§ **PROBLEM STATEMENT**
State the number of lines that contain "React", with no other text.

§ **SOURCE MATERIAL**

+ + + + + + +

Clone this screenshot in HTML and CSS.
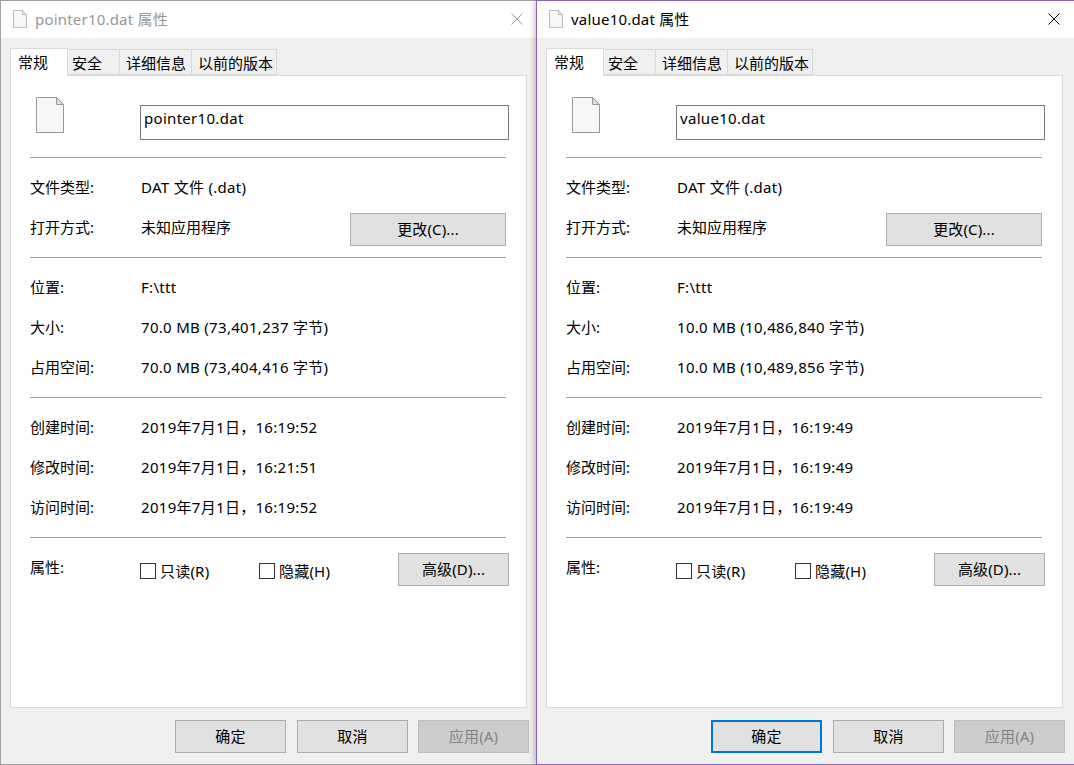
FILE: index.html
```html
<!DOCTYPE html>
<html lang="zh-CN">
<head>
<meta charset="utf-8">
<title>属性</title>
<link rel="stylesheet" href="styles.css">
</head>
<body>
<section class="window inactive">
  <header class="titlebar">
    <svg class="title-icon" viewBox="0 0 14 18"><path d="M.5.5h9l4 4v13H.5z" fill="#f7f7f7" stroke="#bdbdbd"/><path d="M9.5.5v4h4" fill="#e0e0e0" stroke="#bdbdbd"/></svg>
    <span class="title-text">pointer10.dat 属性</span>
    <svg class="close" viewBox="0 0 12 12"><path d="M.5.5l11 11M11.5.5l-11 11" fill="none" stroke="currentColor"/></svg>
  </header>
  <div class="tabs">
    <span class="tab active">常规</span><span class="tab t2">安全</span><span class="tab t3">详细信息</span><span class="tab t4">以前的版本</span>
  </div>
  <main class="panel">
    <div class="name-row">
      <svg class="file-icon" viewBox="0 0 28 36"><path d="M.5.5h20l7 7v28H.5z" fill="#f7f7f7" stroke="#999"/><path d="M20.5.5v7h7z" fill="#dcdcdc" stroke="#999"/></svg>
      <div class="name-input">pointer10.dat</div>
    </div>
    <div class="section">
      <div class="row"><span class="label">文件类型:</span><span class="value">DAT 文件 (.dat)</span></div>
      <div class="row"><span class="label">打开方式:</span><span>未知应用程序</span><button class="btn change">更改(C)...</button></div>
    </div>
    <div class="section">
      <div class="row"><span class="label">位置:</span><span class="value">F:\ttt</span></div>
      <div class="row"><span class="label">大小:</span><span class="value">70.0 MB (73,401,237 字节)</span></div>
      <div class="row"><span class="label">占用空间:</span><span class="value">70.0 MB (73,404,416 字节)</span></div>
    </div>
    <div class="section">
      <div class="row"><span class="label">创建时间:</span><span class="value">2019年7月1日，16:19:52</span></div>
      <div class="row"><span class="label">修改时间:</span><span class="value">2019年7月1日，16:21:51</span></div>
      <div class="row"><span class="label">访问时间:</span><span class="value">2019年7月1日，16:19:52</span></div>
    </div>
    <div class="section attrs">
      <div class="row"><span class="label">属性:</span>
        <span class="check c1"><i class="box"></i>只读(R)</span>
        <span class="check c2"><i class="box"></i>隐藏(H)</span>
        <button class="btn advanced">高级(D)...</button>
      </div>
    </div>
  </main>
  <footer class="footer">
    <button class="btn action">确定</button><button class="btn action">取消</button><button class="btn action disabled">应用(A)</button>
  </footer>
</section>
<section class="window front">
  <header class="titlebar">
    <svg class="title-icon" viewBox="0 0 14 18"><path d="M.5.5h9l4 4v13H.5z" fill="#f7f7f7" stroke="#bdbdbd"/><path d="M9.5.5v4h4" fill="#e0e0e0" stroke="#bdbdbd"/></svg>
    <span class="title-text">value10.dat 属性</span>
    <svg class="close" viewBox="0 0 12 12"><path d="M.5.5l11 11M11.5.5l-11 11" fill="none" stroke="currentColor"/></svg>
  </header>
  <div class="tabs">
    <span class="tab active">常规</span><span class="tab t2">安全</span><span class="tab t3">详细信息</span><span class="tab t4">以前的版本</span>
  </div>
  <main class="panel">
    <div class="name-row">
      <svg class="file-icon" viewBox="0 0 28 36"><path d="M.5.5h20l7 7v28H.5z" fill="#f7f7f7" stroke="#999"/><path d="M20.5.5v7h7z" fill="#dcdcdc" stroke="#999"/></svg>
      <div class="name-input">value10.dat</div>
    </div>
    <div class="section">
      <div class="row"><span class="label">文件类型:</span><span class="value">DAT 文件 (.dat)</span></div>
      <div class="row"><span class="label">打开方式:</span><span>未知应用程序</span><button class="btn change">更改(C)...</button></div>
    </div>
    <div class="section">
      <div class="row"><span class="label">位置:</span><span class="value">F:\ttt</span></div>
      <div class="row"><span class="label">大小:</span><span class="value">10.0 MB (10,486,840 字节)</span></div>
      <div class="row"><span class="label">占用空间:</span><span class="value">10.0 MB (10,489,856 字节)</span></div>
    </div>
    <div class="section">
      <div class="row"><span class="label">创建时间:</span><span class="value">2019年7月1日，16:19:49</span></div>
      <div class="row"><span class="label">修改时间:</span><span class="value">2019年7月1日，16:19:49</span></div>
      <div class="row"><span class="label">访问时间:</span><span class="value">2019年7月1日，16:19:49</span></div>
    </div>
    <div class="section attrs">
      <div class="row"><span class="label">属性:</span>
        <span class="check c1"><i class="box"></i>只读(R)</span>
        <span class="check c2"><i class="box"></i>隐藏(H)</span>
        <button class="btn advanced">高级(D)...</button>
      </div>
    </div>
  </main>
  <footer class="footer">
    <button class="btn action primary">确定</button><button class="btn action">取消</button><button class="btn action disabled">应用(A)</button>
  </footer>
</section>
</body>
</html>
```
FILE: styles.css
```css
* { box-sizing: border-box; }
html, body { margin: 0; height: 100%; }
body {
  position: relative;
  width: 1074px;
  height: 765px;
  overflow: hidden;
  background: #f0f0f0;
  color: #000;
  font: 15px/20px "Noto Sans", "Noto Sans CJK SC", sans-serif;
}
.window {
  position: absolute;
  top: 0;
  height: 765px;
  display: flex;
  flex-direction: column;
  background: #f0f0f0;
  border: 1px solid #a0a0a0;
}
.inactive { left: 0; width: 537px; }
.front {
  left: 536px;
  width: 539px;
  border-color: #8a63bd;
  box-shadow: 0 0 7px rgba(0, 0, 0, .35);
}
.titlebar {
  flex: none;
  height: 37px;
  display: flex;
  align-items: center;
  background: #fff;
  padding: 0 0 1px 12px;
}
.title-icon { width: 14px; height: 18px; margin-right: 8px; flex: none; }
.title-text { flex: 1; letter-spacing: .2px; }
.inactive .title-text { color: #999; }
.close { width: 12px; height: 12px; margin-right: 13px; flex: none; color: #000; }
.front .close { margin-right: 14px; }
.inactive .close { color: #999; }
.tabs {
  flex: none;
  height: 38px;
  display: flex;
  align-items: flex-end;
  padding-left: 9px;
  position: relative;
  z-index: 1;
  margin-bottom: -1px;
}
.tab {
  height: 26px;
  border: 1px solid #d9d9d9;
  border-left: 0;
  padding: 3px 0 0 4px;
  margin-bottom: 1px;
  white-space: nowrap;
}
.tab.active {
  width: 58px;
  height: 28px;
  margin-bottom: 0;
  background: #fff;
  border-left: 1px solid #d9d9d9;
  border-bottom: 0;
  padding: 3px 0 0 7px;
}
.t2 { width: 52px; }
.t3 { width: 72px; padding-left: 6px; }
.t4 { width: 85px; padding-left: 6px; }
.panel {
  flex: none;
  height: 633px;
  width: 517px;
  margin-left: 9px;
  background: #fff;
  border: 1px solid #d9d9d9;
  padding: 21px 0 0 19px;
}
.name-row { height: 60px; display: flex; align-items: flex-start; }
.file-icon { width: 28px; height: 36px; margin-left: 6px; flex: none; }
.name-input {
  margin: 8px 0 0 76px;
  width: 369px;
  height: 35px;
  border: 1px solid #7a7a7a;
  padding: 2px 0 0 3px;
  letter-spacing: .3px;
}
.section {
  width: 476px;
  border-top: 1px solid #a0a0a0;
  padding: 9px 0 10px;
}
.row { height: 40px; display: flex; align-items: center; position: relative; }
.label { width: 111px; flex: none; }
.value { letter-spacing: .3px; }
.btn {
  font: inherit;
  color: #000;
  background: #e1e1e1;
  border: 1px solid #adadad;
  padding: 0 0 2px;
  height: 33px;
  border-radius: 0;
  letter-spacing: .15px;
}
.change { width: 156px; margin-left: auto; align-self: flex-start; margin-top: 6px; }
.advanced { width: 111px; position: absolute; left: 368px; top: 6px; }
.check { display: flex; align-items: center; position: relative; top: 4px; left: -1px; letter-spacing: .2px; }
.c1 { width: 119px; }
.box {
  width: 16px;
  height: 16px;
  border: 1px solid #333;
  background: #fff;
  margin-right: 4px;
  flex: none;
}
.footer {
  flex: none;
  display: flex;
  gap: 11px;
  padding: 12px 0 0 174px;
}
.action { width: 111px; }
.primary { border: 2px solid #0078d7; }
.disabled { background: #ccc; border-color: #bfbfbf; color: #838383; margin-left: -1px; }
```
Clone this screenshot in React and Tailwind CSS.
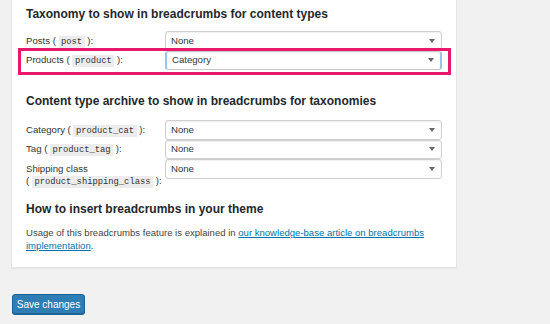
import React from "react";

const Code = ({ children }) => (
  <code className="bg-[#ececec] px-[2.5px] py-[1px] font-['Liberation_Mono',monospace] text-[8.8px] text-[#333]">
    {children}
  </code>
);

const Arrow = () => (
  <svg width="6" height="4" viewBox="0 0 6 4" className="absolute right-[6px] top-1/2 -translate-y-1/2">
    <path d="M0 0 L6 0 L3 4 Z" fill="#666" />
  </svg>
);

const Select = ({ value, focus }) => (
  <div
    className={
      "relative h-full w-[277px] rounded-[3px] border bg-white shadow-[inset_0_1px_2px_rgba(0,0,0,0.07)] " +
      (focus ? "border-[#c9c9c9] border-l-[#9cc4e8] border-r-[#9cc4e8] border-l-2 border-r-2" : "border-[#cfcfcf]")
    }
  >
    <span className="absolute left-[5px] top-1/2 -translate-y-1/2 text-[9.6px] leading-none text-[#32373c]">{value}</span>
    <Arrow />
  </div>
);

const Row = ({ label, value, focus }) => (
  <div className="flex items-start">
    <div className="mt-[3.5px] w-[139px] shrink-0 whitespace-nowrap text-[9.6px] leading-[12.5px] text-[#333]">{label}</div>
    <div className="h-[19.5px]">
      <Select value={value} focus={focus} />
    </div>
  </div>
);

export default function App() {
  return (
    <div className="h-[324px] w-[550px] overflow-hidden bg-[#f1f1f1] pl-[11px] font-['Liberation_Sans',Arial,sans-serif]">
      <div className="w-[446px] border border-t-0 border-[#e5e5e5] bg-white px-[14px] pb-[15px] pt-[7px] shadow-[0_1px_1px_rgba(0,0,0,0.04)]">
        <h2 className="text-[12px] font-bold leading-[14px] text-[#23282d]">
          Taxonomy to show in breadcrumbs for content types
        </h2>
        <div className="mt-[10px]">
          <Row label={<>Posts ( <Code>post</Code> ):</>} value="None" />
          <div className="relative">
            <Row label={<>Products ( <Code>product</Code> ):</>} value="Category" focus />
            <div className="pointer-events-none absolute -left-[8px] -right-[9px] -top-[2.5px] bottom-[-4.5px] border-[3px] border-[#e8186c]" />
          </div>
        </div>
        <h2 className="mt-[24px] text-[12px] font-bold leading-[14px] text-[#23282d]">
          Content type archive to show in breadcrumbs for taxonomies
        </h2>
        <div className="mt-[12px]">
          <Row label={<>Category ( <Code>product_cat</Code> ):</>} value="None" />
          <Row label={<>Tag ( <Code>product_tag</Code> ):</>} value="None" />
          <Row
            label={
              <>
                Shipping class
                <br />( <Code>product_shipping_class</Code> ):
              </>
            }
            value="None"
          />
        </div>
        <h2 className="mt-[13px] text-[12px] font-bold leading-[14px] text-[#23282d]">
          How to insert breadcrumbs in your theme
        </h2>
        <div className="mt-[11.75px] text-[9.55px] leading-[12.5px] text-[#444]">
          <p>
            Usage of this breadcrumbs feature is explained in{" "}
            <a className="text-[#0073aa] underline" href="#">
              our knowledge-base article on breadcrumbs
            </a>
          </p>
          <p>
            <a className="text-[#0073aa] underline" href="#">
              implementation
            </a>
            .
          </p>
        </div>
      </div>
      <button className="mt-[26px] ml-[1px] h-[20px] w-[73px] rounded-[3px] border border-[#1f6394] bg-[#2e7db5] text-[10px] text-white shadow-[0_1px_0_#1f6394]">
        Save changes
      </button>
    </div>
  );
}
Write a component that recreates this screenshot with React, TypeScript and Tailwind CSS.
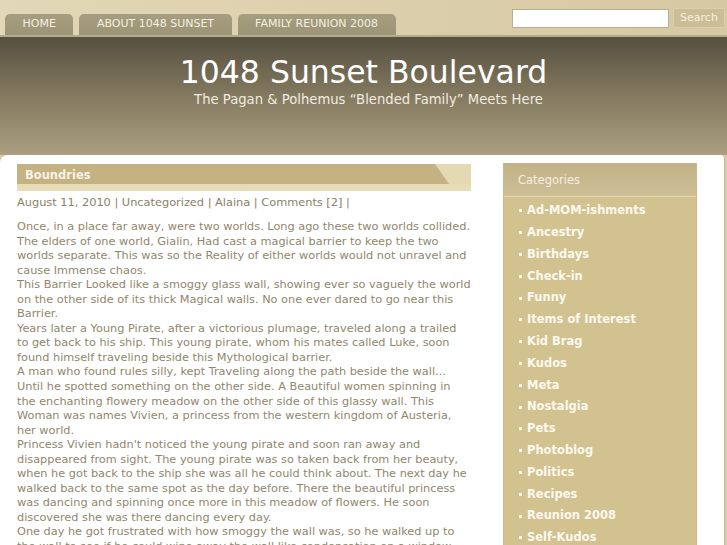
const categories = [
  "Ad-MOM-ishments",
  "Ancestry",
  "Birthdays",
  "Check-in",
  "Funny",
  "Items of Interest",
  "Kid Brag",
  "Kudos",
  "Meta",
  "Nostalgia",
  "Pets",
  "Photoblog",
  "Politics",
  "Recipes",
  "Reunion 2008",
  "Self-Kudos",
];

const paragraphs = [
  "Once, in a place far away, were two worlds. Long ago these two worlds collided. The elders of one world, Gialin, Had cast a magical barrier to keep the two worlds separate. This was so the Reality of either worlds would not unravel and cause Immense chaos.",
  "This Barrier Looked like a smoggy glass wall, showing ever so vaguely the world on the other side of its thick Magical walls. No one ever dared to go near this Barrier.",
  "Years later a Young Pirate, after a victorious plumage, traveled along a trailed to get back to his ship. This young pirate, whom his mates called Luke, soon found himself traveling beside this Mythological barrier.",
  "A man who found rules silly, kept Traveling along the path beside the wall... Until he spotted something on the other side. A Beautiful women spinning in the enchanting flowery meadow on the other side of this glassy wall. This Woman was names Vivien, a princess from the western kingdom of Austeria, her world.",
  "Princess Vivien hadn't noticed the young pirate and soon ran away and disappeared from sight. The young pirate was so taken back from her beauty, when he got back to the ship she was all he could think about. The next day he walked back to the same spot as the day before. There the beautiful princess was dancing and spinning once more in this meadow of flowers. He soon discovered she was there dancing every day.",
  "One day he got frustrated with how smoggy the wall was, so he walked up to the wall to see if he could wipe away the wall like condensation on a window.",
];

const tabs = ["HOME", "ABOUT 1048 SUNSET", "FAMILY REUNION 2008"];

export default function App() {
  return (
    <div className="h-[545px] w-[727px] overflow-hidden bg-[#d8cba6] font-['DejaVu_Sans',sans-serif]">
      {/* top bar */}
      <div className="flex h-[35px] items-end justify-between bg-gradient-to-r from-[#e2d7b6] to-[#d6c8a2] pl-[5px] pr-[2px]">
        <div className="flex gap-[6px]">
          {tabs.map((t) => (
            <div
              key={t}
              className="flex h-[21px] items-center rounded-t-[5px] bg-gradient-to-b from-[#a69e80] to-[#9c9475] px-[17.5px] text-[11px] text-[#f4efe2]"
            >
              {t}
            </div>
          ))}
        </div>
        <div className="mb-[6px] mt-[8px] flex items-center gap-[4px] self-start">
          <input className="h-[19px] w-[157px] border border-[#b9ae8e] bg-white" />
          <div className="flex h-[20px] w-[52px] items-center justify-center border border-[#d9cfb0] bg-[#cbbd95] text-[11px] text-[#f5f0e2]">
            Search
          </div>
        </div>
      </div>

      {/* header */}
      <div className="h-[120px] border-t-[2px] border-[#b5aa8a] bg-gradient-to-b from-[#575040] via-[#847a60] to-[#ab9f80] text-center text-white">
        <div className="pt-[15px] text-[31.5px] leading-[40px]">1048 Sunset Boulevard</div>
        <div className="ml-[10px] text-[13.2px] leading-[16px] text-[#f1ece0]">
          The Pagan &amp; Polhemus “Blended Family” Meets Here
        </div>
      </div>

      {/* content box */}
      <div className="mr-[2px] flex gap-[32px] rounded-tl-[8px] rounded-tr-[4px] border-r border-[#c8bc98] bg-white pl-[17px] pt-[8px]">
        <div className="w-[454px] pt-[1px]">
          <div className="relative h-[27px] bg-[#e4d9b3]">
            <div
              className="absolute inset-y-0 left-0 w-[432px] bg-[#c4b283]"
              style={{ clipPath: "polygon(0 0, 418px 0, 432px 20px, 0 20px)" }}
            />
            <div className="absolute inset-x-0 bottom-0 h-[7px] bg-[#e6dcb8]" />
            <div className="relative pl-[8px] pt-[4px] text-[11.5px] font-bold leading-[14px] text-[#f7f2e3]">
              Boundries
            </div>
          </div>
          <div className="mt-[3px] text-[11.35px] leading-[16px] text-[#8a8268]">
            August 11, 2010 | Uncategorized | Alaina | Comments [2] |
          </div>
          <div className="mt-[10px] text-[11.3px] leading-[14.55px] text-[#8f876c]">
            {paragraphs.map((p, i) => (
              <p key={i}>{p}</p>
            ))}
          </div>
        </div>

        <div className="h-[400px] w-[194px] border-x border-[#c9b98a] bg-[#d2c290]">
          <div className="h-[34px] border-b border-[#e3d7b0] bg-gradient-to-b from-[#c2b287] to-[#cdbe96] pl-[14px] pt-[9px] text-[11.5px] text-[#f4efe2]">
            Categories
          </div>
          <ul className="pt-[3px] text-[11.5px] font-bold text-[#fbf8ef]">
            {categories.map((c) => (
              <li key={c} className="flex h-[21.8px] items-center pl-[15px]">
                <span className="mr-[5px] h-[3px] w-[3px] bg-[#fbf8ef]" />
                {c}
              </li>
            ))}
          </ul>
        </div>
      </div>
    </div>
  );
}
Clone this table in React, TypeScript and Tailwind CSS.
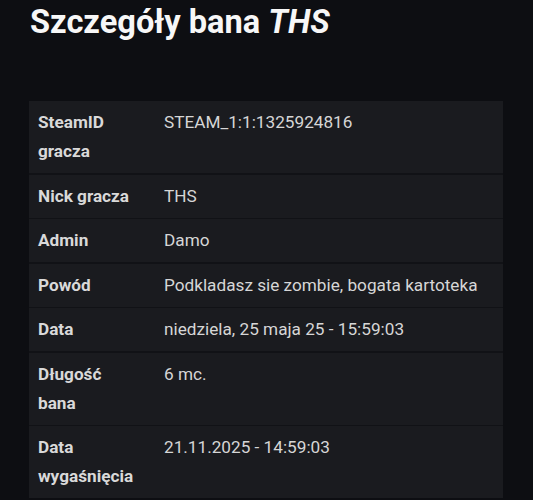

+ + + + + + +

§ **WRITTEN SOLUTION**
4